__Written problem__. Each line below should be retyped exactly, with no pictures.

__Data section__.
::::
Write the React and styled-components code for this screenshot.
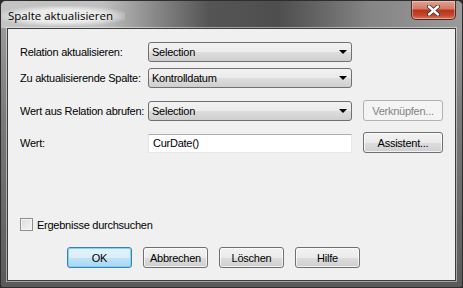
import React from "react";
import styled, { createGlobalStyle } from "styled-components";

const Global = createGlobalStyle`
  html, body { margin: 0; padding: 0; background: #2b2b2b; }
  body { font-family: "Liberation Sans", Arial, sans-serif; }
`;

const Window = styled.div`
  width: 463px;
  height: 288px;
  box-sizing: border-box;
  display: flex;
  flex-direction: column;
  border: 1px solid #2e2e2e;
  border-radius: 6px 6px 3px 3px;
  overflow: hidden;
  background: linear-gradient(180deg, #a4a4a4 0%, #7a7a7a 40%, #5a5a5a 100%);
`;

const TitleBar = styled.div`
  height: 27px;
  display: flex;
  align-items: flex-start;
  justify-content: space-between;
  background: linear-gradient(90deg, #c4c4c4 0%, #c0c0c0 22%, #8a8a8a 33%, #555 45%, #4e4e4e 60%, #626262 68%, #858585 80%, #9a9a9a 100%);
`;

const Title = styled.span`
  margin: 5px 0 0 0;
  padding: 2px 12px 2px 7px;
  font-family: "Open Sans", "Noto Sans", sans-serif;
  font-size: 11.5px;
  line-height: 16px;
  color: #000;
  background: radial-gradient(ellipse at center, rgba(238,238,238,0.95) 45%, rgba(238,238,238,0) 78%);
`;

const CloseBtn = styled.div`
  width: 45px;
  height: 19px;
  margin-right: 6px;
  border: 1px solid #4d2a24;
  border-top: none;
  border-radius: 0 0 5px 5px;
  box-sizing: border-box;
  display: flex;
  align-items: center;
  justify-content: center;
  background: linear-gradient(180deg, #e3a08f 0%, #cf7a64 45%, #b8321a 50%, #c6462c 80%, #d97a5e 100%);
  box-shadow: inset 0 0 0 1px rgba(255,255,255,0.35);
`;

const Client = styled.div`
  flex: 1;
  margin: 0 6px 6px 6px;
  background: #f0f0f0;
  border: 1px solid #3d3d3d;
  box-shadow: 0 0 0 1px rgba(255,255,255,0.45);
  display: flex;
  flex-direction: column;
  padding: 13px 0 0 12px;
  font-size: 11px;
  color: #000;
`;

const Form = styled.div`
  display: grid;
  grid-template-columns: 117px 204px 80px;
  column-gap: 11px;
  align-items: center;
`;

const Label = styled.div`
  font-size: 11px;
  letter-spacing: -0.25px;
  white-space: nowrap;
  margin-top: ${p => p.$mt || 0}px;
`;

const Combo = styled.div`
  height: 20px;
  box-sizing: border-box;
  border: 1px solid #707070;
  border-radius: 3px;
  background: linear-gradient(180deg, #f2f2f2 0%, #ebebeb 50%, #dddddd 51%, #cfcfcf 100%);
  display: flex;
  align-items: center;
  justify-content: space-between;
  padding: 0 4px 0 3px;
  letter-spacing: -0.25px;
  margin-top: ${p => p.$mt || 0}px;
`;

const Arrow = styled.span`
  width: 0;
  height: 0;
  border-left: 4px solid transparent;
  border-right: 4px solid transparent;
  border-top: 4px solid #000;
`;

const TextField = styled.div`
  height: 19px;
  box-sizing: border-box;
  border: 1px solid #abadb3;
  border-right-color: #e3e9ef;
  border-bottom-color: #e3e9ef;
  border-left-color: #e2e3ea;
  background: #fff;
  padding: 0 4px;
  display: flex;
  align-items: center;
  letter-spacing: -0.25px;
  margin-top: ${p => p.$mt || 0}px;
`;

const Button = styled.div`
  height: 21px;
  width: ${p => p.$w || 80}px;
  box-sizing: border-box;
  border: 1px solid ${p => (p.$disabled ? "#adb2b5" : p.$default ? "#3c7fb1" : "#707070")};
  border-radius: 3px;
  display: flex;
  align-items: center;
  justify-content: center;
  letter-spacing: -0.25px;
  color: ${p => (p.$disabled ? "#838383" : "#000")};
  background: ${p =>
    p.$disabled
      ? "#f4f4f4"
      : p.$default
      ? "linear-gradient(180deg, #e3f2fb 0%, #d9eefa 50%, #bfe3f8 51%, #a9d7f2 100%)"
      : "linear-gradient(180deg, #f2f2f2 0%, #ebebeb 50%, #dddddd 51%, #cfcfcf 100%)"};
  box-shadow: ${p =>
    p.$default ? "inset 0 0 0 1px #7cd5f7" : p.$disabled ? "none" : "inset 0 0 0 1px rgba(255,255,255,0.7)"};
  margin-top: ${p => p.$mt || 0}px;
`;

const CheckRow = styled.div`
  display: flex;
  align-items: center;
  gap: 4px;
  margin-top: 65px;
  letter-spacing: -0.25px;
`;

const Check = styled.span`
  width: 13px;
  height: 13px;
  box-sizing: border-box;
  border: 1px solid #8e8f8f;
  background: linear-gradient(135deg, #dcdcdc 0%, #f4f4f4 100%);
  box-shadow: inset 0 0 0 1px #f4f4f4;
`;

const ButtonRow = styled.div`
  display: flex;
  gap: 11px;
  margin-top: 16px;
  padding-left: 47px;
`;

export default function App() {
  return (
    <>
      <Global />
      <Window>
        <TitleBar>
          <Title>Spalte aktualisieren</Title>
          <CloseBtn>
            <svg width="13" height="11" viewBox="0 0 13 11">
              <path d="M2 1.5 L11 9.5 M11 1.5 L2 9.5" stroke="#3a2a2a" strokeWidth="4" strokeLinecap="round" />
              <path d="M2 1.5 L11 9.5 M11 1.5 L2 9.5" stroke="#fff" strokeWidth="2.4" strokeLinecap="round" />
            </svg>
          </CloseBtn>
        </TitleBar>
        <Client>
          <Form>
            <Label>Relation aktualisieren:</Label>
            <Combo>Selection<Arrow /></Combo>
            <span />
            <Label $mt={6}>Zu aktualisierende Spalte:</Label>
            <Combo $mt={6}>Kontrolldatum<Arrow /></Combo>
            <span />
            <Label $mt={13}>Wert aus Relation abrufen:</Label>
            <Combo $mt={13}>Selection<Arrow /></Combo>
            <Button $mt={12} $disabled>Verknüpfen...</Button>
            <Label $mt={12}>Wert:</Label>
            <TextField $mt={12}>CurDate()</TextField>
            <Button $mt={11}>Assistent...</Button>
          </Form>
          <CheckRow>
            <Check />
            <span>Ergebnisse durchsuchen</span>
          </CheckRow>
          <ButtonRow>
            <Button $w={65} $default>OK</Button>
            <Button $w={65}>Abbrechen</Button>
            <Button $w={65}>Löschen</Button>
            <Button $w={65}>Hilfe</Button>
          </ButtonRow>
        </Client>
      </Window>
    </>
  );
}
::::
__Reply to the exercise__.
Write the React and styled-components code for this screenshot.
import React from "react";
import styled, { createGlobalStyle } from "styled-components";

const Global = createGlobalStyle`
  html, body { margin: 0; padding: 0; background: #2b2b2b; }
  body { font-family: "Liberation Sans", Arial, sans-serif; }
`;

const Window = styled.div`
  width: 463px;
  height: 288px;
  box-sizing: border-box;
  display: flex;
  flex-direction: column;
  border: 1px solid #2e2e2e;
  border-radius: 6px 6px 3px 3px;
  overflow: hidden;
  background: linear-gradient(180deg, #a4a4a4 0%, #7a7a7a 40%, #5a5a5a 100%);
`;

const TitleBar = styled.div`
  height: 27px;
  display: flex;
  align-items: flex-start;
  justify-content: space-between;
  background: linear-gradient(90deg, #c4c4c4 0%, #c0c0c0 22%, #8a8a8a 33%, #555 45%, #4e4e4e 60%, #626262 68%, #858585 80%, #9a9a9a 100%);
`;

const Title = styled.span`
  margin: 5px 0 0 0;
  padding: 2px 12px 2px 7px;
  font-family: "Open Sans", "Noto Sans", sans-serif;
  font-size: 11.5px;
  line-height: 16px;
  color: #000;
  background: radial-gradient(ellipse at center, rgba(238,238,238,0.95) 45%, rgba(238,238,238,0) 78%);
`;

const CloseBtn = styled.div`
  width: 45px;
  height: 19px;
  margin-right: 6px;
  border: 1px solid #4d2a24;
  border-top: none;
  border-radius: 0 0 5px 5px;
  box-sizing: border-box;
  display: flex;
  align-items: center;
  justify-content: center;
  background: linear-gradient(180deg, #e3a08f 0%, #cf7a64 45%, #b8321a 50%, #c6462c 80%, #d97a5e 100%);
  box-shadow: inset 0 0 0 1px rgba(255,255,255,0.35);
`;

const Client = styled.div`
  flex: 1;
  margin: 0 6px 6px 6px;
  background: #f0f0f0;
  border: 1px solid #3d3d3d;
  box-shadow: 0 0 0 1px rgba(255,255,255,0.45);
  display: flex;
  flex-direction: column;
  padding: 13px 0 0 12px;
  font-size: 11px;
  color: #000;
`;

const Form = styled.div`
  display: grid;
  grid-template-columns: 117px 204px 80px;
  column-gap: 11px;
  align-items: center;
`;

const Label = styled.div`
  font-size: 11px;
  letter-spacing: -0.25px;
  white-space: nowrap;
  margin-top: ${p => p.$mt || 0}px;
`;

const Combo = styled.div`
  height: 20px;
  box-sizing: border-box;
  border: 1px solid #707070;
  border-radius: 3px;
  background: linear-gradient(180deg, #f2f2f2 0%, #ebebeb 50%, #dddddd 51%, #cfcfcf 100%);
  display: flex;
  align-items: center;
  justify-content: space-between;
  padding: 0 4px 0 3px;
  letter-spacing: -0.25px;
  margin-top: ${p => p.$mt || 0}px;
`;

const Arrow = styled.span`
  width: 0;
  height: 0;
  border-left: 4px solid transparent;
  border-right: 4px solid transparent;
  border-top: 4px solid #000;
`;

const TextField = styled.div`
  height: 19px;
  box-sizing: border-box;
  border: 1px solid #abadb3;
  border-right-color: #e3e9ef;
  border-bottom-color: #e3e9ef;
  border-left-color: #e2e3ea;
  background: #fff;
  padding: 0 4px;
  display: flex;
  align-items: center;
  letter-spacing: -0.25px;
  margin-top: ${p => p.$mt || 0}px;
`;

const Button = styled.div`
  height: 21px;
  width: ${p => p.$w || 80}px;
  box-sizing: border-box;
  border: 1px solid ${p => (p.$disabled ? "#adb2b5" : p.$default ? "#3c7fb1" : "#707070")};
  border-radius: 3px;
  display: flex;
  align-items: center;
  justify-content: center;
  letter-spacing: -0.25px;
  color: ${p => (p.$disabled ? "#838383" : "#000")};
  background: ${p =>
    p.$disabled
      ? "#f4f4f4"
      : p.$default
      ? "linear-gradient(180deg, #e3f2fb 0%, #d9eefa 50%, #bfe3f8 51%, #a9d7f2 100%)"
      : "linear-gradient(180deg, #f2f2f2 0%, #ebebeb 50%, #dddddd 51%, #cfcfcf 100%)"};
  box-shadow: ${p =>
    p.$default ? "inset 0 0 0 1px #7cd5f7" : p.$disabled ? "none" : "inset 0 0 0 1px rgba(255,255,255,0.7)"};
  margin-top: ${p => p.$mt || 0}px;
`;

const CheckRow = styled.div`
  display: flex;
  align-items: center;
  gap: 4px;
  margin-top: 65px;
  letter-spacing: -0.25px;
`;

const Check = styled.span`
  width: 13px;
  height: 13px;
  box-sizing: border-box;
  border: 1px solid #8e8f8f;
  background: linear-gradient(135deg, #dcdcdc 0%, #f4f4f4 100%);
  box-shadow: inset 0 0 0 1px #f4f4f4;
`;

const ButtonRow = styled.div`
  display: flex;
  gap: 11px;
  margin-top: 16px;
  padding-left: 47px;
`;

export default function App() {
  return (
    <>
      <Global />
      <Window>
        <TitleBar>
          <Title>Spalte aktualisieren</Title>
          <CloseBtn>
            <svg width="13" height="11" viewBox="0 0 13 11">
              <path d="M2 1.5 L11 9.5 M11 1.5 L2 9.5" stroke="#3a2a2a" strokeWidth="4" strokeLinecap="round" />
              <path d="M2 1.5 L11 9.5 M11 1.5 L2 9.5" stroke="#fff" strokeWidth="2.4" strokeLinecap="round" />
            </svg>
          </CloseBtn>
        </TitleBar>
        <Client>
          <Form>
            <Label>Relation aktualisieren:</Label>
            <Combo>Selection<Arrow /></Combo>
            <span />
            <Label $mt={6}>Zu aktualisierende Spalte:</Label>
            <Combo $mt={6}>Kontrolldatum<Arrow /></Combo>
            <span />
            <Label $mt={13}>Wert aus Relation abrufen:</Label>
            <Combo $mt={13}>Selection<Arrow /></Combo>
            <Button $mt={12} $disabled>Verknüpfen...</Button>
            <Label $mt={12}>Wert:</Label>
            <TextField $mt={12}>CurDate()</TextField>
            <Button $mt={11}>Assistent...</Button>
          </Form>
          <CheckRow>
            <Check />
            <span>Ergebnisse durchsuchen</span>
          </CheckRow>
          <ButtonRow>
            <Button $w={65} $default>OK</Button>
            <Button $w={65}>Abbrechen</Button>
            <Button $w={65}>Löschen</Button>
            <Button $w={65}>Hilfe</Button>
          </ButtonRow>
        </Client>
      </Window>
    </>
  );
}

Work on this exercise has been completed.